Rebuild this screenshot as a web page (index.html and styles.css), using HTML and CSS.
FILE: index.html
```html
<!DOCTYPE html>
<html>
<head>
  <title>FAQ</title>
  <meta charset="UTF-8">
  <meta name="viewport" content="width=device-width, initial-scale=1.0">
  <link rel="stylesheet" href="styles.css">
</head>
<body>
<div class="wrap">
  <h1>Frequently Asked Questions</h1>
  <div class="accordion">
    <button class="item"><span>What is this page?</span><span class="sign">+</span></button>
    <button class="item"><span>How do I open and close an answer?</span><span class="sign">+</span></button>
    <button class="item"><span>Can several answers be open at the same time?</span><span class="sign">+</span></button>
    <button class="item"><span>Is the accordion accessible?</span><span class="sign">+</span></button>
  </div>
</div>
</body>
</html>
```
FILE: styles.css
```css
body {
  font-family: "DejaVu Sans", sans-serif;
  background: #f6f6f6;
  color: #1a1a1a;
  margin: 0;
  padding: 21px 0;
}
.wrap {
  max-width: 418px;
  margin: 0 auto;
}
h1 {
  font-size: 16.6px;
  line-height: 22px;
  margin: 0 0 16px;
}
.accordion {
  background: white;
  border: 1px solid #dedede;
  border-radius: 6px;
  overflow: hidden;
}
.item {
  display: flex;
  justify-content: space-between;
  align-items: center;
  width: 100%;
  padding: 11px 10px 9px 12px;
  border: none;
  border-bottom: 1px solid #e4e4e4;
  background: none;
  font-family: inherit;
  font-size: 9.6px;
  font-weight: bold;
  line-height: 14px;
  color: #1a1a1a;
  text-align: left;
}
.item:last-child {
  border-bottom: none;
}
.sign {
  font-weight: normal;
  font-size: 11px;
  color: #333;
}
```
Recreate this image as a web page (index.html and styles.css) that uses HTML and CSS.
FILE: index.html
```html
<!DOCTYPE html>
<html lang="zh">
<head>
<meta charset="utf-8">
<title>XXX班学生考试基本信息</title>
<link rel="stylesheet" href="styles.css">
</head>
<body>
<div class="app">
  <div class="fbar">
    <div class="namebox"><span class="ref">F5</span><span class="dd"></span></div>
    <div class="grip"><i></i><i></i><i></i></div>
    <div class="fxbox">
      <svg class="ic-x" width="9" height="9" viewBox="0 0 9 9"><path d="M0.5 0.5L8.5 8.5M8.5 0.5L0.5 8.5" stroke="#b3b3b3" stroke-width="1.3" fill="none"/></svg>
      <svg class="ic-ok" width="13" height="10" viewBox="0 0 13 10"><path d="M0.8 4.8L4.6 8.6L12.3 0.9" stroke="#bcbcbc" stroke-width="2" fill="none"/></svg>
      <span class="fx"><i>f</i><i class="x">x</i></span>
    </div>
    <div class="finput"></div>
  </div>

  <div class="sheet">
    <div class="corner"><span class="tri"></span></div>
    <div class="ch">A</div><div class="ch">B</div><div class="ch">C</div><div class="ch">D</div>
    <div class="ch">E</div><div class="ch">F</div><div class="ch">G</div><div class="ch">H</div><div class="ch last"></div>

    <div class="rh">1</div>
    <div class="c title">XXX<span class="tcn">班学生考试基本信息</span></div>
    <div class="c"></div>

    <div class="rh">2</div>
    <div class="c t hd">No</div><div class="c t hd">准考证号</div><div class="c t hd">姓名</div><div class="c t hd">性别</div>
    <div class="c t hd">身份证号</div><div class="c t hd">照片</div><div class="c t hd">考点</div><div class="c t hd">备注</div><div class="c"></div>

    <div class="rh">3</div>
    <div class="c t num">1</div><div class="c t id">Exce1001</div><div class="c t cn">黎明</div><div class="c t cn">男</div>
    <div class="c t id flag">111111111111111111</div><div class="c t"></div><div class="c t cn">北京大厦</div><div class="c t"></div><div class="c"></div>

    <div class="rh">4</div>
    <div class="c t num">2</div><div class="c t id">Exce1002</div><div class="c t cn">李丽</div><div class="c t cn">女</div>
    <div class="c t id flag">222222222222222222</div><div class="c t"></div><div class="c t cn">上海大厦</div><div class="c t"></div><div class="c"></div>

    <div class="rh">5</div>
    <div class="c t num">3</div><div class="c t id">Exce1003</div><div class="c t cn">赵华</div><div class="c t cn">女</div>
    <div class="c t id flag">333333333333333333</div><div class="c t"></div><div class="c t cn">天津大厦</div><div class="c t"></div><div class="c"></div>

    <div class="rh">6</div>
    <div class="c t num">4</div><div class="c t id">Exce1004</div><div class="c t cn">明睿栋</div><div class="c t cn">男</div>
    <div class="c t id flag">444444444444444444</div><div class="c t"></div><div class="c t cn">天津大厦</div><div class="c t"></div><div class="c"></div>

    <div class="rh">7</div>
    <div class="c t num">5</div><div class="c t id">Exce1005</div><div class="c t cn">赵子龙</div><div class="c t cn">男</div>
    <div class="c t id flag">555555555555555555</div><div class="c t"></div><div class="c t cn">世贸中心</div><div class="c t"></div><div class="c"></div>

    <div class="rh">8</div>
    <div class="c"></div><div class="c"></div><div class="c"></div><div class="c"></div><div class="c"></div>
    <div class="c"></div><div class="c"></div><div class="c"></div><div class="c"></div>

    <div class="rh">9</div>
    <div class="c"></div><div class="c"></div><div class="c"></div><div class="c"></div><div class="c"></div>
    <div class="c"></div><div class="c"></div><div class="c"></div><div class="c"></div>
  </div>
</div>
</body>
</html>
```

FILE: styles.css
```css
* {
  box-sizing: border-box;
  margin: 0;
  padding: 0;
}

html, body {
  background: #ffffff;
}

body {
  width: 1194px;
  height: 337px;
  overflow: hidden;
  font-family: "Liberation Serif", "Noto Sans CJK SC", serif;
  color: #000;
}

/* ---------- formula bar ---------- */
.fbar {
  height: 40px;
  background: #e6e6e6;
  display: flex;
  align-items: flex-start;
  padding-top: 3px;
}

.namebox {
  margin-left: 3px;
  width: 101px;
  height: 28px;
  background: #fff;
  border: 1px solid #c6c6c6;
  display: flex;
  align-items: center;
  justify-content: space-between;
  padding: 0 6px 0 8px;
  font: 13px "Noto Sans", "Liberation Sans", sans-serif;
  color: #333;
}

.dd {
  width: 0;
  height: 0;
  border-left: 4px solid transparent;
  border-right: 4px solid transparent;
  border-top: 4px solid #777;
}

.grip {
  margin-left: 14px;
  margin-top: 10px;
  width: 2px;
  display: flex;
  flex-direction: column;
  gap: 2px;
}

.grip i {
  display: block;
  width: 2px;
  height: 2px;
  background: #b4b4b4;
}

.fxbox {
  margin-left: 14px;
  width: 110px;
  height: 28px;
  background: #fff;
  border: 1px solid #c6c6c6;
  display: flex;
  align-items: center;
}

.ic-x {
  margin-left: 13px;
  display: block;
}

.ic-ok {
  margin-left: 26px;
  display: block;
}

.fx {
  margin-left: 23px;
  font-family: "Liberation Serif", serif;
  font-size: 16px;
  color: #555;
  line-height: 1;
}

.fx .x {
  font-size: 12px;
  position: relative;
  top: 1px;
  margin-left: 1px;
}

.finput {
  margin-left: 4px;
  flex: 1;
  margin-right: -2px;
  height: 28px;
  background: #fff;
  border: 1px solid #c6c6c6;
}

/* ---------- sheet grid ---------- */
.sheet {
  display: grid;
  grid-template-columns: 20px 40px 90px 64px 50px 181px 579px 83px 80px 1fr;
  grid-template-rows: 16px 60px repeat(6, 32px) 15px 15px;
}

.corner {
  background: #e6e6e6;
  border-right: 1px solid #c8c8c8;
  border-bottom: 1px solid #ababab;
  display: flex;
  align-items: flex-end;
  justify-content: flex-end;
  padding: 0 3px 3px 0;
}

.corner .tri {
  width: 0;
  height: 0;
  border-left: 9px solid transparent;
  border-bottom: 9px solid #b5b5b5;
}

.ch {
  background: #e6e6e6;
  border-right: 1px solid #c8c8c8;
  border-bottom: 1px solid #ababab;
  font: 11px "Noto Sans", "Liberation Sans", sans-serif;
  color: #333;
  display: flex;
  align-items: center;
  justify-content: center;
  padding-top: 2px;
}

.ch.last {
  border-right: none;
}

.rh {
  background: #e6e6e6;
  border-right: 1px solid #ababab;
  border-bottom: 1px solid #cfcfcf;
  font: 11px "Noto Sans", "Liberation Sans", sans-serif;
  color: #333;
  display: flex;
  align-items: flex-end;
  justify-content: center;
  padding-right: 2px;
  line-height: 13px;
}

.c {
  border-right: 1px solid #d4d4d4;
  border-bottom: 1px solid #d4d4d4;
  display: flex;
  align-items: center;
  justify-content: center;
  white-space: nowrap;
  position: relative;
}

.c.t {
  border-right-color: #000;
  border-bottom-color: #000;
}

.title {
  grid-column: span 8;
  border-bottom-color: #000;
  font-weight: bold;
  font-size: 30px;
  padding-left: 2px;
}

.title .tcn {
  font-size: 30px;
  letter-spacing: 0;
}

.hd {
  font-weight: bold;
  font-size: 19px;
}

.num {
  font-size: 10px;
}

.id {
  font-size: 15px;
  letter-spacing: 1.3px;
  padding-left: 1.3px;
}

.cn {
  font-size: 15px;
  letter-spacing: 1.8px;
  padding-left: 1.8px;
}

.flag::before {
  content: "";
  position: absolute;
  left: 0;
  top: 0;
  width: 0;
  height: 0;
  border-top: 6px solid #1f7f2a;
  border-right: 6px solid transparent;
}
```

○ ○ ○ ○ ○

■ Instructions for the task ■
Track down every line holding the string "this" and copy it.

■ Right answer ■
Rebuild this screenshot as a web page (index.html and styles.css), using HTML and CSS.
    <button class="item"><span>What is this page?</span><span class="sign">+</span></button>
Recreate this image as a web page (index.html and styles.css) that uses HTML and CSS.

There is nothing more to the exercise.